Литература рассматривалась Мережковским в оптике конфликта с Государством, потому и модернистская свобода в его понимании приобретала отчетливые социальные подтексты и должна была противостоять представителям официального государственного курса. В целом резкие выпады писателя против русского самодержавия и его сторонников, поиски мистических способов воссоединения с народом стали органичной частью общего процесса нациестроительства и установки на соперничество интеллигента с монархом. Как показали современные исследования по истории и мифологии русской монархии, радикальная общественная позиция значительной части отечественной образованной элиты во многом была обусловлена тем изолированным положением, которое было ей уготовано в актуальном «сценарии власти»[232 - См.: Уортман Р.С. Сценарии власти. Мифы и церемонии русской монархии: в 2 Т. М., 2002–2004.]. Специально исследовавшая этот феномен и отталкивающаяся от идей Р. Уортмана И. Шевеленко отмечает:

<…> Начиная с царствования Николая I правящие элиты в России стремились утвердить такую концепцию политической нации, которая не входила бы в противоречие с режимом абсолютизма. Тем самым отрицался как неорганичный для России путь превращения народа в субъект и источник власти <…>. Связанный с этой общей тенденцией культурный миф об органическом единстве народа и царя как основе национального бытия окончательно сложился в царствование Александра III и был унаследован Николаем II. Для успешной эксплуатации этого мифа, по мнению Ричарда Уортмана, правящим элитам de facto потребовалось исключить образованный класс России, в особенности его элиты, из своего понимания нации/народа.

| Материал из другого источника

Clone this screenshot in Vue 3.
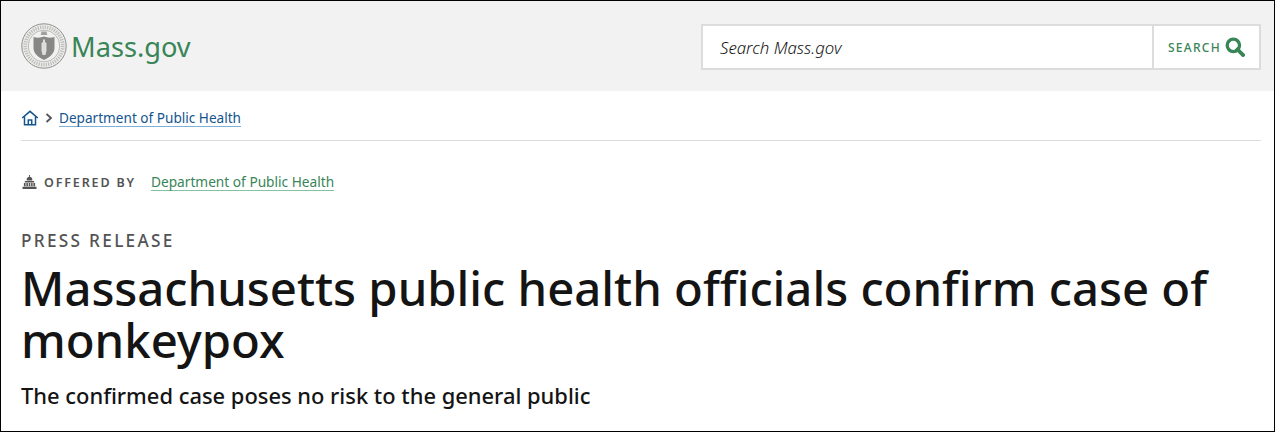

Разумеется, эти последние отнюдь не соглашались с подобной участью, и тот же Уортман указывал в другом месте, что конкуренция между монархической властью и образованным классом за право «представлять народ» составляла важный сюжет в интеллектуальной истории России XIX – начала XX века. В последние десятилетия XIX века эта конкуренция любопытно развивалась, среди прочего, в сфере эстетической <…>[233 - Шевеленко И. Империя и нация в воображении русского модернизма // Ab Imperio. 2009. № 3. С. 171–172.].